In October 2018, the Union home ministry clarified that members of the Gorkha community who were Indians at the time of commencement of the Constitution, those who are Indian citizens by birth or those who have acquired citizenship by registration or naturalisation, are not ‘foreigners’ as defined by the Foreigners Act, 1946, and Registration of Foreigners Act, 1939, and their cases should not be referred to foreigners’ tribunals.
Citing the 1950 India-Nepal friendship treaty, the MHA clarified that members of the Gorkha community of neighbouring Nepal who entered India by land or air, with or without passport or visa and stayed in India for any length of time, will not be treated as illegal immigrants as long as they have some identity documents issued by Nepal government. They too will not be referred to foreigners’ tribunals, it added.
“Assam Gorkha Sammelan is thankful to the government of Assam to have ended this three-decade-long issue. We have been fighting for it for several years and in 2019 the Guwahati High court gave a decision that Gorkhas are not foreigners in Assam. This is in adherence to that decision. It was in 1991 that TN Seshan introduced the term D-voter. It’s nowhere in the Constitution; one can be either a voter or non-voter but in no parlance a doubtful voter. The Gorkhas of Assam speak Assamese, have assimilated into the culture and tradition of Assam and are Assamese in all spirits,” said RP Sharma, former BJP MP of Assam and prominent leader of the Assam Gorkha Sammelan.

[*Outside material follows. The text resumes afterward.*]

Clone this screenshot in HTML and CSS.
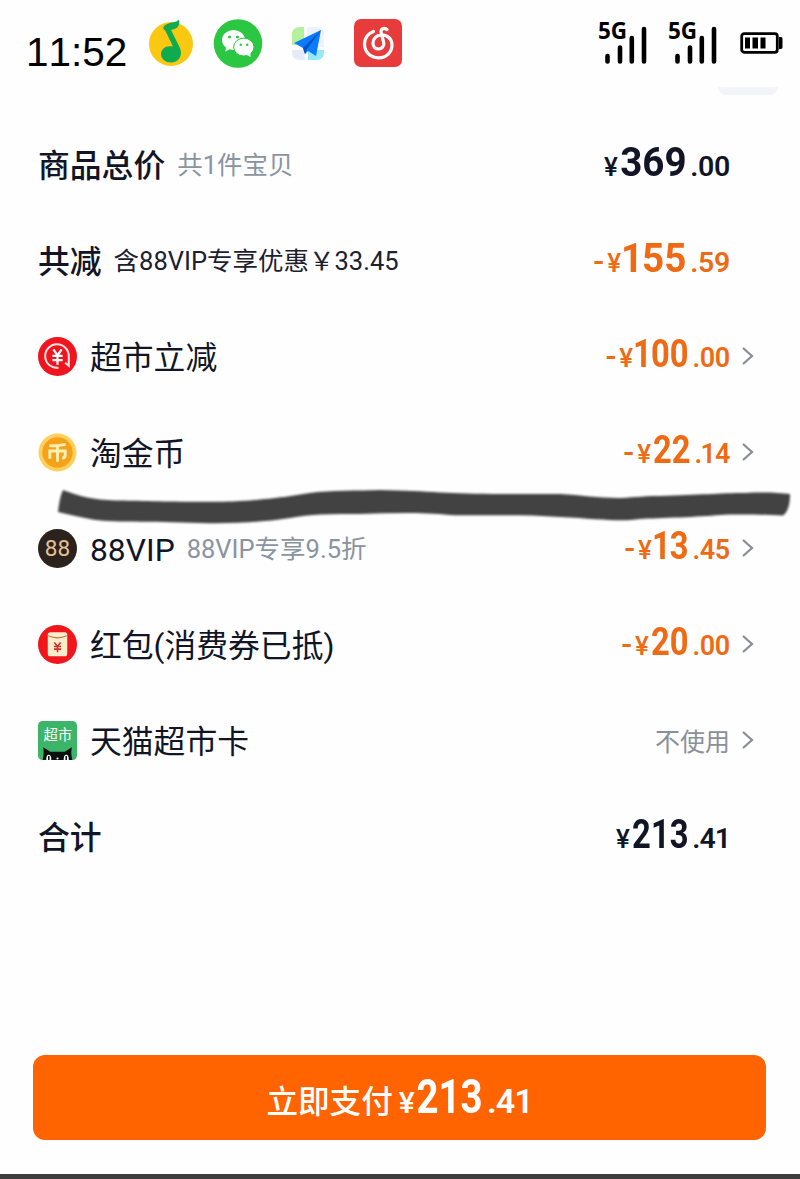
FILE: index.html
```
<!DOCTYPE html>
<html lang="zh-CN">

<head>
    <meta charset="UTF-8">
    <meta name="viewport" content="width=device-width, initial-scale=1.0">
    <title>确认订单</title>

    <link rel="stylesheet" href="styles.css">
</head>

<body>

    <div class="page">

        <header class="status-bar">
            <span class="time">11:52</span>

            <div class="apps">
                <!-- music -->
                <svg class="app-music" width="46" height="48" viewBox="0 0 46 48">
                    <circle cx="22" cy="25" r="22" fill="#fac810" />
                    <path d="M30 0.500C28 4 19 3 15 7C13.500 9 15 11 16.500 12L24 27.500C17 26 12 30 12 35C12 40 17 43.500 22 43.500C28 43.500 32 39 32 34C32 31 31 29 30 27L22 11C27 10 31.500 8 30 0.500Z" fill="#0fab4f" />
                </svg>
                <!-- chat -->
                <svg class="app-chat" width="50" height="50" viewBox="0 0 50 50">
                    <circle cx="25" cy="24.500" r="24.300" fill="#2bc642" />
                    <ellipse cx="20.500" cy="21" rx="11.500" ry="10" fill="#fff" />
                    <path d="M13 27.500L12.500 32.500L18 29.500Z" fill="#fff" />
                    <ellipse cx="30.800" cy="28.100" rx="10.200" ry="8.900" fill="#fff" stroke="#2bc642" stroke-width="1" />
                    <path d="M33 35.500L37.500 38L37.500 33Z" fill="#fff" />
                    <circle cx="16.500" cy="18" r="1.500" fill="#2bc642" />
                    <circle cx="24.500" cy="18" r="1.500" fill="#2bc642" />
                    <circle cx="27.700" cy="25.800" r="1.200" fill="#2bc642" />
                    <circle cx="34.200" cy="25.800" r="1.200" fill="#2bc642" />
                </svg>
                <!-- paper plane -->
                <svg class="app-plane" width="34" height="34" viewBox="0 0 34 34">
                    <path d="M1 16V9Q1 1 9 1H13V19H1Z" fill="#b5f09a" />
                    <path d="M16 1H26Q33 1 33 9V21H16Z" fill="#eef3fb" />
                    <path d="M1 24H14V34H9Q1 34 1 27Z" fill="#e8eaf8" />
                    <path d="M17 24H33V26Q33 34 25 34H17Z" fill="#96e8f6" />
                    <path d="M30 4L3 17L12 22L14 28L17 25L25 30Z" fill="#0b7bff" />
                    <path d="M30 4L12 22L14 28L16 23Z" fill="#0752c4" />
                </svg>
                <!-- cloud music -->
                <svg class="app-cloud" width="48" height="48" viewBox="0 0 48 48">
                    <rect width="48" height="48" rx="7" fill="#e83c3c" />
                    <path d="M19.500 12.500C13 15 10.500 20 10.500 25C10.500 33 16.500 38.800 24.500 38.800C32.500 38.800 38 33 38 26C38 19.500 33 15.800 27.500 15.800C22.500 16 19 19.500 19 24C19 28 21.500 30 24.500 30C28 30 30.500 27 29.700 23.500L27.300 14.500C26.500 11.500 27.500 9.500 30 9.300C31.300 9.300 32.300 9.800 33 10.600" fill="none" stroke="#fff" stroke-width="3.200" stroke-linecap="round" />
                </svg>
            </div>

            <div class="system">
                <svg class="signal" width="50" height="44" viewBox="0 0 50 44">
                    <text x="0" y="17">5G</text>
                    <path d="M9.500 34V39.500M22 25.500V39.500M33.800 16V39.500M46 7V39.500" />
                </svg>
                <svg class="signal" width="50" height="44" viewBox="0 0 50 44">
                    <text x="0" y="17">5G</text>
                    <path d="M9.500 34V39.500M22 25.500V39.500M33.800 16V39.500M46 7V39.500" />
                </svg>
                <svg class="battery" width="44" height="22" viewBox="0 0 44 22">
                    <rect x="1.700" y="1.700" width="35.600" height="18.600" rx="2.500" fill="#fff" stroke="#000" stroke-width="2.800" />
                    <path d="M5 5.500H10V16.500H5ZM12.500 5.500H18V16.500H12.500ZM20.500 5.500H25.500V16.500H20.500ZM39 5H41Q42.500 5 42.500 7V15Q42.500 17 41 17H39Z" />
                </svg>
            </div>
        </header>

        <div class="tab-edge"></div>

        <main class="bill">

            <div class="row strong">
                <span class="label">商品总价</span>
                <span class="note">共1件宝贝</span>
                <div class="price"><span class="yen">¥</span><b class="wide">369</b><i>.00</i></div>
            </div>

            <div class="row strong">
                <span class="label">共减</span>
                <span class="note dark">含88VIP专享优惠￥33.45</span>
                <div class="price orange"><span class="minus">-</span><span class="yen">¥</span><b class="wide"><span class="one">1</span>55</b><i>.59</i></div>
            </div>

            <div class="row">
                <svg class="icon" viewBox="0 0 38 38">
                    <circle cx="19" cy="19" r="19" fill="#f0141e" />
                    <path d="M20 30A11.500 11.500 0 1 1 30 19V28L26.500 25" fill="none" stroke="#ffe3df" stroke-width="2" />
                    <path d="M15 12L19 18L23 12M14 18.500H24M14 22.500H24M19 18V27" fill="none" stroke="#fff" stroke-width="2.200" />
                </svg>
                <span class="label">超市立减</span>
                <div class="price small orange"><span class="minus">-</span><span class="yen">¥</span><b><span class="one">1</span>00</b><i>.00</i></div>
                <svg class="arrow" viewBox="0 0 12 20"><path d="M1 2L10 10L1 18" /></svg>
            </div>

            <div class="row">
                <svg class="icon" viewBox="0 0 38 38">
                    <circle cx="19" cy="19" r="18.500" fill="#ffd05c" />
                    <circle cx="19" cy="19" r="14.800" fill="#f5a21b" />
                    <path d="M11 12.500Q19 12.500 27 11M11.500 25V17.500H26.500V22Q26.500 24.500 23.500 24.500M19 12.500V28" fill="none" stroke="#fff0b5" stroke-width="2.800" />
                </svg>
                <span class="label">淘金币</span>
                <div class="price small orange"><span class="minus">-</span><span class="yen">¥</span><b class="two">22</b><i>.<span class="one">1</span>4</i></div>
                <svg class="arrow" viewBox="0 0 12 20"><path d="M1 2L10 10L1 18" /></svg>
            </div>

            <div class="row">
                <svg class="icon" viewBox="0 0 38 38">
                    <circle cx="19" cy="19" r="19" fill="#2b221e" />
                    <text class="vip-text" x="19" y="26.500" text-anchor="middle">88</text>
                </svg>
                <span class="label">88VIP</span>
                <span class="note">88VIP专享9.5折</span>
                <div class="price small orange"><span class="minus">-</span><span class="yen">¥</span><b class="two"><span class="one">1</span>3</b><i>.45</i></div>
                <svg class="arrow" viewBox="0 0 12 20"><path d="M1 2L10 10L1 18" /></svg>
            </div>

            <div class="row">
                <svg class="icon" viewBox="0 0 38 38">
                    <circle cx="19" cy="19" r="19" fill="#f0161c" />
                    <rect x="9.500" y="7" width="19" height="23.500" rx="2.500" fill="#fdeccb" />
                    <path d="M10 10.500Q19 14.500 28 10.500" fill="none" stroke="#c4723e" stroke-width="1.200" />
                    <path d="M16 17L19 21L22 17M15.500 21H22.500M15.500 23.500H22.500M19 21V26.500" fill="none" stroke="#c8322c" stroke-width="1.500" />
                </svg>
                <span class="label">红包(消费券已抵)</span>
                <div class="price small orange"><span class="minus">-</span><span class="yen">¥</span><b class="two">20</b><i>.00</i></div>
                <svg class="arrow" viewBox="0 0 12 20"><path d="M1 2L10 10L1 18" /></svg>
            </div>

            <div class="row">
                <svg class="icon" viewBox="0 0 38 38">
                    <rect width="38" height="38" rx="4.500" fill="#3cb568" />
                    <text class="market-text" x="19.300" y="18.500" text-anchor="middle">超市</text>
                    <path d="M4.500 38C5.500 34 6 30 5 25.500L12 30H26L33 25.500C32 30 32.500 34 33.500 38Z" fill="#0c100e" />
                    <path d="M8 38Q8 33 10.500 33Q13 33 13 38ZM25 38Q25 33 27.500 33Q30 33 30 38Z" fill="#fff" />
                    <path d="M10.500 34V38M27.500 34V38" stroke="#0c100e" stroke-width="1.500" />
                    <circle cx="19" cy="36.500" r="1" fill="#fff" />
                </svg>
                <span class="label">天猫超市卡</span>
                <span class="unused">不使用</span>
                <svg class="arrow" viewBox="0 0 12 20"><path d="M1 2L10 10L1 18" /></svg>
            </div>

            <div class="row strong">
                <span class="label">合计</span>
                <div class="price"><span class="yen">¥</span><b class="narrow">213</b><i>.41</i></div>
            </div>

            <!-- marker line drawn over the list -->
            <svg class="marker" width="736" height="40" viewBox="56 486 736 40">
                <path d="M63 490C85 498 95 500 120 500.500C150 501 210 503 240 501C275 499 290 496 310 493C330 490 360 491 380 490C430 491 450 494 500 494H560C580 495 600 498 617 498C630 498 640 496 660 496C700 495 720 493 745 493C765 492 780 493 790 494C790 502 789 511 783 515.500C765 515 740 514 720 515C700 517 660 518 640 519C620 522 600 519 560 517C520 514 480 516 450 515C420 512 390 513 360 514C330 514 310 514 290 518C265 522 230 524 200 523C150 521 110 523 90 519C78 517 68 514 58 512C59 504 60 496 63 490Z" />
            </svg>

        </main>

        <button class="pay-btn">
            <span class="pay-text">立即支付</span>
            <span class="price pay-price"><span class="yen">¥</span><b class="narrow">213</b><i>.41</i></span>
        </button>

        <div class="bottom-line"></div>

    </div>

</body>

</html>
```

FILE: styles.css
```
*,
*::before,
*::after {
    margin: 0;
    padding: 0;
    box-sizing: border-box;
}

body {
    background-color: #fefefe;
    color: #111525;
    font-family: Roboto, "Noto Sans CJK SC", sans-serif;
}

.page {
    display: flex;
    flex-direction: column;
    width: 800px;
    height: 1179px;
    overflow: hidden;
}

/* status bar */

.status-bar {
    display: flex;
    align-items: flex-start;
    height: 87px;
    padding: 19px 16px 0 26px;
}

.time {
    width: 123px;
    margin-top: 10px;
    color: #000;
    font: 40.5px/46px "Liberation Sans", sans-serif;
    font-kerning: none;
}

.apps,
.system {
    display: flex;
    align-items: flex-start;
}

.app-music {
    margin-right: 18px;
}

.app-plane {
    margin: 7px 29px 0 28px;
}

.system {
    margin-left: auto;
    padding-top: 3px;
}

.signal {
    margin-right: 20px;
    overflow: visible;
}

.signal + .battery {
    margin-left: 2px;
}

.signal text {
    font: bold 22.5px "Noto Sans", sans-serif;
}

.signal path {
    fill: none;
    stroke: #000;
    stroke-width: 4.6;
    stroke-linecap: round;
}

.battery {
    margin-top: 10px;
}

.tab-edge {
    width: 60px;
    height: 8px;
    margin-left: 718px;
    border-radius: 0 0 8px 8px;
    background-color: #f1f4f8;
}

/* bill rows */

.bill {
    position: relative;
    margin-top: 21px;
}

.row {
    display: flex;
    align-items: center;
    height: 96px;
    padding: 0 46px 0 38px;
}

.row.strong {
    padding-right: 70px;
}

.icon {
    width: 39px;
    height: 39px;
    margin-right: 13px;
}

.label {
    font-size: 31.8px;
    line-height: 40px;
    padding-top: 3px;
}

.strong .label {
    font-weight: 500;
}

.note {
    margin-left: 12px;
    padding-top: 2px;
    color: #8a94a1;
    font-size: 25.5px;
    line-height: 32px;
}

.note.dark {
    color: #1c2030;
}

.price {
    display: flex;
    align-items: baseline;
    margin-left: auto;
    font-weight: 500;
    line-height: 48px;
}

/* narrow digits */
.price b {
    margin-left: -0.24em;
    font-size: 41px;
    font-weight: 700;
    transform: scaleX(0.86);
    transform-origin: right;
}

.price b.two {
    margin-left: -0.16em;
}

.price b.wide {
    margin-left: -0.1em;
    transform: scaleX(0.94);
}

.price b.narrow {
    margin-left: -0.34em;
    transform: scaleX(0.8);
}

.price i {
    margin-left: 4px;
    font-size: 28.5px;
    font-style: normal;
    font-weight: 600;
    letter-spacing: -0.3px;
}

.price b.narrow + i {
    letter-spacing: -1px;
}

.price .yen {
    margin-right: 2px;
    font-size: 26px;
}

.price .minus {
    margin-right: 3px;
    font-size: 32px;
}

/* the digit 1 takes less room than the others */
.one {
    margin-left: -0.05em;
    margin-right: -0.03em;
}

.price.small b {
    font-size: 38px;
}

.price.small i {
    font-size: 27px;
}

.orange {
    color: #ee6a14;
}

.unused {
    margin-left: auto;
    color: #8a909b;
    font-size: 25px;
}

.arrow {
    width: 12px;
    height: 20px;
    margin-left: 12px;
}

.arrow path {
    fill: none;
    stroke: #888c94;
    stroke-width: 2.2;
}

.vip-text {
    fill: #e3c395;
    font-size: 22px;
}

.market-text {
    fill: #fff;
    font-size: 14px;
}

.marker {
    position: absolute;
    top: 370px;
    left: 56px;
}

.marker path {
    fill: #424242;
    filter: blur(0.8px);
}

/* pay button */

.pay-btn {
    display: flex;
    align-items: baseline;
    justify-content: center;
    width: 733px;
    height: 85px;
    padding-top: 18px;
    margin: 171px 0 0 33px;
    border: none;
    border-radius: 12px;
    background-color: #ff6400;
    color: #fff;
    font-family: inherit;
}

.pay-text {
    font-size: 31.6px;
    font-weight: 500;
}

.price.pay-price {
    margin-left: 6px;
}

.pay-price .yen {
    font-size: 30px;
}

.pay-price b {
    font-size: 48px;
}

.pay-price i {
    font-size: 34px;
}

.bottom-line {
    height: 5px;
    margin-top: auto;
    background-color: #3e3e3e;
}
```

According to an estimate by the BGP, one of the parties to the NRC case in the Supreme Court, more than one lakh names have been left out in the final list from the community’s total 25 lakh population. Nanda Kirati Dewan says Gorkhas were excluded because they were “arbitrarily" tagged as doubtful voters, and a majority of them were not even served notices.
“There are between 20,000 and 22,000 Gorkhas tagged as doubtful voters. If we calculate that an average Gorkha family has more than two children, the total number of those excluded from the NRC comes to more than one lakh," added Dewan.
He said that there are more than 2,000 FT cases pending with 35-40 cases pending in the high court.